Inheriting a Dog: What Steps to Take

Inheriting a dog from a beloved family member or friend is a big responsibility. While offering a home to a dog in need is generous, taking on someone else’s pet requires preparation and adjustment for all. Here are key steps to help make the transition smooth when inheriting a new canine companion.

Learn the dog’s routine

The first priority is gathering information about the dog’s current lifestyle and care. Ask the previous parents (if possible) details about the dog’s typical daily schedule including:

  • Feeding times and diet
  • Potty breaks and walking schedule
  • Favorite toys and activities
  • Training status and known commands
  • Crate training or free roaming
  • Regular grooming routines
  • Veterinarian and any medications

Follow the existing routine as closely as possible, at least initially, to help provide consistency for the dog.

Prepare your home

Dog-proof your home before bringing home your newly inherited furry friend. Have essentials like food and water bowls, collar and leash, bed, and crate set up and ready to go.

Clean up any hazardous objects and secure cords or toxic materials out of reach. If you have other pets, arrange separate spaces for feeding and acclimate them slowly. Your goal is making your environment safe and welcoming.

Schedule a vet visit

One of the first things to do is schedule the dog for a full wellness check-up with your veterinarian. Transfer medical records from the previous owner. Discuss any questions or concerns about the dog’s health and care needs.

Have the vet do a baseline exam to ensure all is well. They can advise you on diet, exercise needs, and age-appropriate health screening tests to run. Establishing a relationship with your new vet is key.

Learn the dog’s personality

Spend time getting to know your inherited dog’s unique personality traits and quirks. Assess their sociability, activity level, toy preferences, commands known, and behavioral challenges like anxiety.

Observe cues for hunger, needing to potty, desire for playtime or affection. The more insights you gain, the better you can cater to the dog’s needs. Go slowly and let the dog warm up to you in their own time.

Begin bonding

Forming a secure human-canine bond takes effort and patience. Start by keeping interactions relaxed, consistent and positive. Reward desired behaviors with praise, treats or play. Practice basic cues like sit, stay, and name recognition.

Take the dog on sniff walks to explore the neighborhood at their own pace. Engage them in favorite games and quality one-on-one time. Look for activities you both enjoy to find ways to connect.

Introduce gradually to new people/animals

If you have other pets at home, introduce them slowly and safely to the new dog. Keep early interactions separated by gates or crates. Exchange scents first by swapping toys and blankets.

Closely supervise meetings on neutral territory. Be prepared to intervene if there are signs of fear, guarding, or aggression from either animal. Introduce the new dog gradually around new people as well.

Adjust to your routine

Over time, as you and the dog bond, you can begin transitioning them to integrate with your household’s routine. Transition slowly to the type of food, walking schedule, or style of training you prefer.

Be patient as the dog gets used to new ways of doing things.

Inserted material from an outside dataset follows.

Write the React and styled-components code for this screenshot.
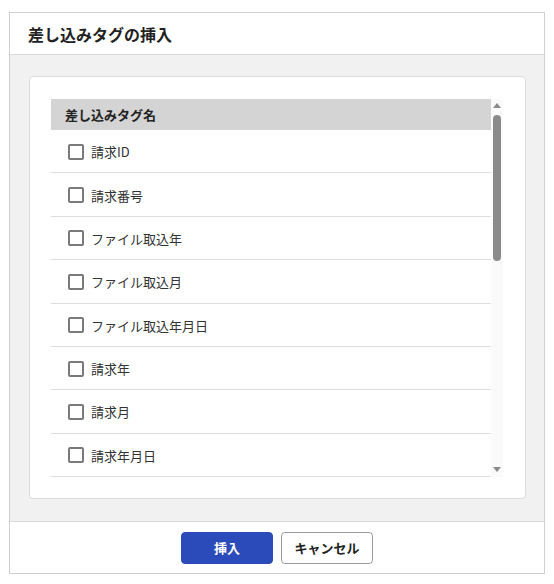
import styled, { createGlobalStyle } from 'styled-components';

const GlobalStyle = createGlobalStyle`
  html, body {
    margin: 0;
    background: #fff;
  }
  body {
    padding: 12px 9px;
    font-family: "Noto Sans CJK JP", "Noto Sans", sans-serif;
    color: #333;
  }
`;

const Dialog = styled.div`
  width: 536px;
  height: 562px;
  box-sizing: border-box;
  border: 1px solid #cfcfcf;
  display: flex;
  flex-direction: column;
  background: #fff;
`;

const Header = styled.div`
  height: 42px;
  box-sizing: border-box;
  border-bottom: 1px solid #d9d9d9;
  display: flex;
  align-items: center;
  padding: 0 18px;
  font-size: 16px;
  font-weight: 700;
  color: #222;
`;

const Body = styled.div`
  flex: 1;
  background: #f1f1f1;
  padding: 21px 18px 22px 19px;
  display: flex;
  flex-direction: column;
`;

const Card = styled.div`
  flex: 1;
  background: #fff;
  border: 1px solid #dcdcdc;
  border-radius: 4px;
  padding: 22px 22px 21px 21px;
  display: flex;
`;

const ListWrap = styled.div`
  flex: 1;
  display: flex;
  height: 378px;
`;

const List = styled.div`
  flex: 1;
  overflow: hidden;
`;

const HeadRow = styled.div`
  height: 31px;
  background: #d4d4d4;
  display: flex;
  align-items: center;
  padding-left: 14px;
  font-size: 13px;
  font-weight: 700;
  color: #222;
`;

const Row = styled.label`
  height: 43.375px;
  box-sizing: border-box;
  border-bottom: 1px solid #dedede;
  display: flex;
  align-items: center;
  gap: 7px;
  padding-left: 17px;
  padding-top: 1px;
  font-size: 13px;
  color: #333;
`;

const Box = styled.span`
  width: 16px;
  height: 16px;
  box-sizing: border-box;
  border: 2px solid #7a7a7a;
  border-radius: 2px;
  background: #fff;
`;

const Scrollbar = styled.div`
  width: 12px;
  background: #fafafa;
  display: flex;
  flex-direction: column;
  align-items: center;
`;

const Arrow = styled.div`
  width: 0;
  height: 0;
  border-left: 4.5px solid transparent;
  border-right: 4.5px solid transparent;
  ${(p) =>
    p.$down
      ? 'border-top: 5px solid #8a8a8a; margin-bottom: 5px;'
      : 'border-bottom: 5px solid #8a8a8a; margin-top: 4px;'}
`;

const Track = styled.div`
  flex: 1;
  width: 100%;
  display: flex;
  justify-content: center;
  padding-top: 7px;
`;

const Thumb = styled.div`
  width: 8px;
  height: 146px;
  border-radius: 4px;
  background: #8a8a8a;
`;

const Footer = styled.div`
  height: 51px;
  border-top: 1px solid #d9d9d9;
  display: flex;
  justify-content: center;
  align-items: center;
  gap: 8px;
`;

const Button = styled.button`
  width: 92px;
  height: 32px;
  border-radius: 4px;
  font-family: inherit;
  font-size: 13px;
  font-weight: 700;
  cursor: pointer;
  border: 1px solid ${(p) => (p.$primary ? '#2a4bb9' : '#9a9a9a')};
  background: ${(p) => (p.$primary ? '#2a4bb9' : '#fff')};
  color: ${(p) => (p.$primary ? '#fff' : '#222')};
`;

const tags = [
  '請求ID',
  '請求番号',
  'ファイル取込年',
  'ファイル取込月',
  'ファイル取込年月日',
  '請求年',
  '請求月',
  '請求年月日',
];

export default function App() {
  return (
    <>
      <GlobalStyle />
      <Dialog>
        <Header>差し込みタグの挿入</Header>
        <Body>
          <Card>
            <ListWrap>
              <List>
                <HeadRow>差し込みタグ名</HeadRow>
                {tags.map((t) => (
                  <Row key={t}>
                    <Box />
                    {t}
                  </Row>
                ))}
              </List>
              <Scrollbar>
                <Arrow />
                <Track>
                  <Thumb />
                </Track>
                <Arrow $down />
              </Scrollbar>
            </ListWrap>
          </Card>
        </Body>
        <Footer>
          <Button $primary>挿入</Button>
          <Button>キャンセル</Button>
        </Footer>
      </Dialog>
    </>
  );
}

Keep communicating and showing them what you expect. Make the adjustments in small, rewarding steps.

While inheriting a dog takes effort, the payoff of offering a loving home to a canine in need is priceless. Follow these steps to help make the transition smooth for all. With time, care, and training your new furry friend will settle happily into their forever home.

Inheriting a dog may not be best for you or the dog

In some instances, inheriting a dog may not be the ideal situation due to finances or your current living conditions. “Although it is important to honor the wishes of those who pass, it is critical that any arrangement ultimately be good for all the living creatures involved,” Find Law states. “If you have inherited a pet or are considering what arrangements to make for yours, speak to an estate attorney.”